In full disclosure, I have a small business that does information technology and services consulting, and we advise law firms on technology issues.  However, I would never lie to an attorney or group of attorneys about the extent of their professional and ethical obligations simply as part of my sales pitch.  Seems a little, I don’t know, unethical.  What is equally terrible is that the New York Law Journal article actually discussed something quite interesting and important: that courts are beginning to utilize things like discovery sanctions to punish attorneys who do not effectively or efficiently utilize available technology in their cases.  Yet, for me, that message was lost while I was recovering from self-inflicted eye gouges.

Technology in law is important, and the ethical impact that application of certain technology may have is hugely important.  That’s why the issues need to be discussed at length, without hyperbole, and HONESTLY.  Technology consultants are NOT authorities on the ethics of practicing law, and one might come to the conclusion that by incorrectly asserting that attorneys are now ethically required to use their services, they’re demonstrating that they have no real interest in acting “ethically.”

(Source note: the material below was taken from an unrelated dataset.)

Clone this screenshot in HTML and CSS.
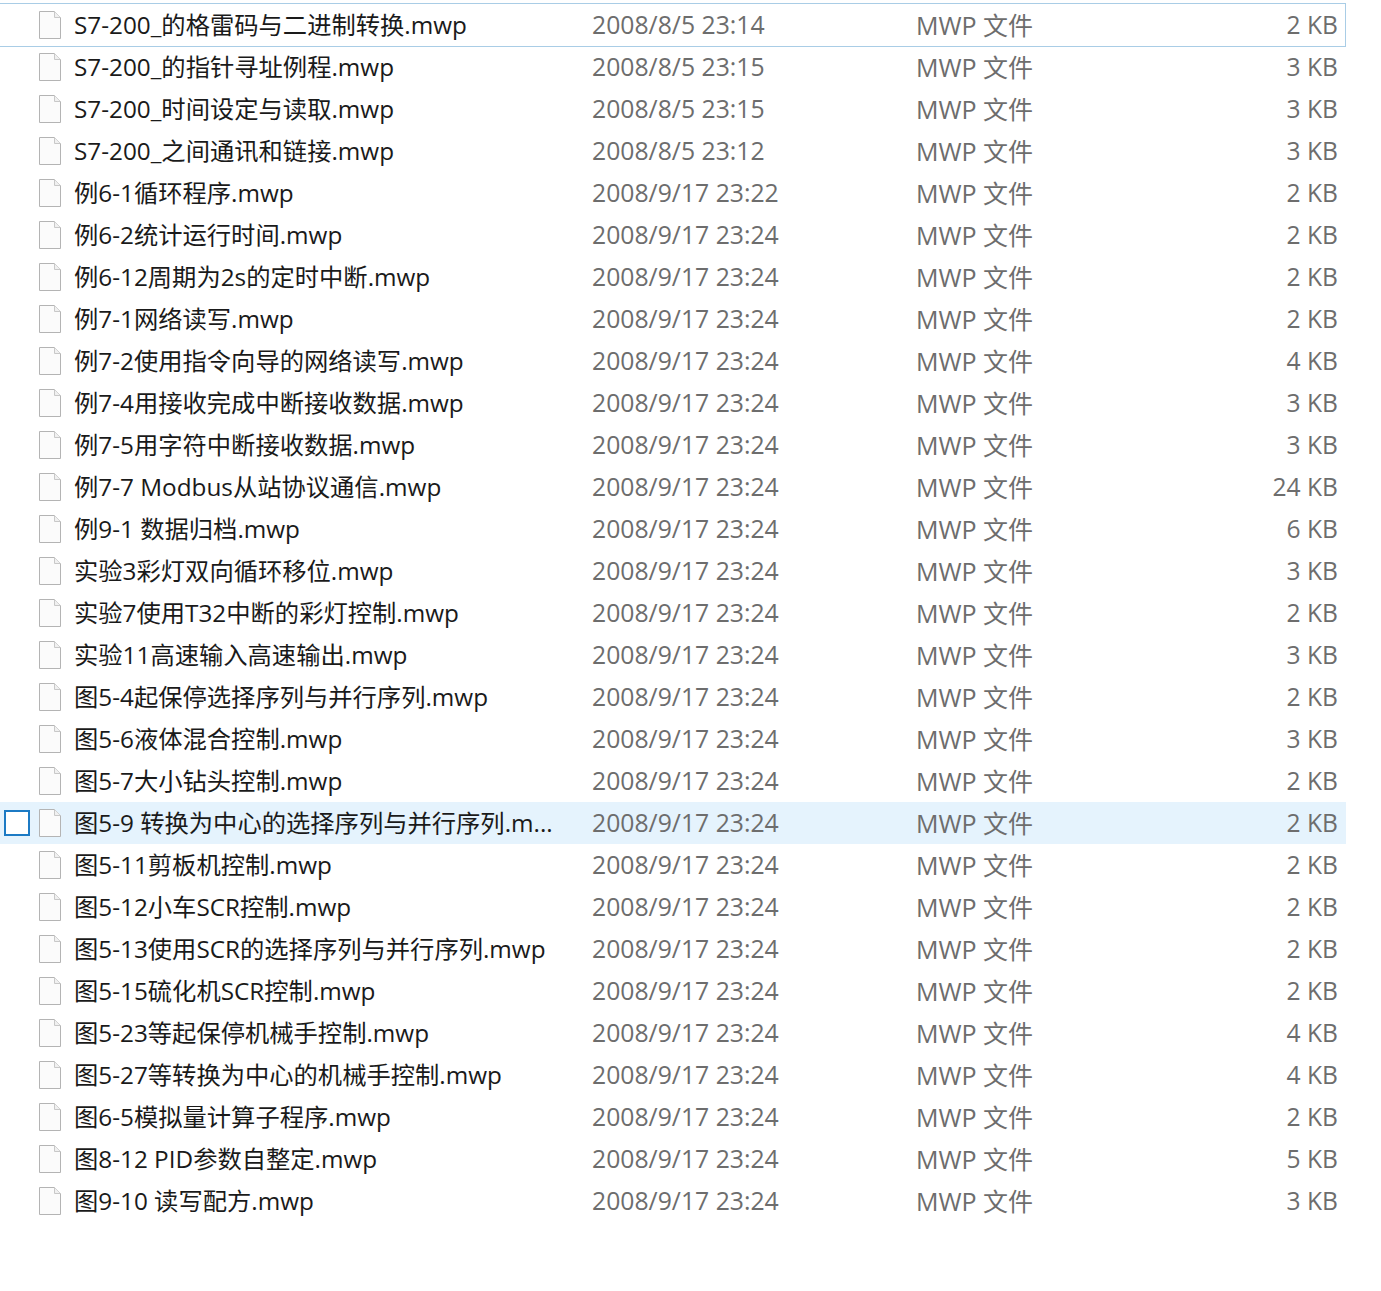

  • http://www.legalvideodepos.com Ed Smith

    I read this article and couldn’t agree more. Our job is to offer supportive services! Not interpret the law! Leave it up to Lawyers to provide legal advice and let us be there to assist when asked!

  • susan freiman

    The point is that we lawyers have to be aware of the need to protect client confidentiality even in the new technological media, and if we don’t know how to do that, we have to learn, even if the learning requires us to pay experts. Does anyone disagree with that?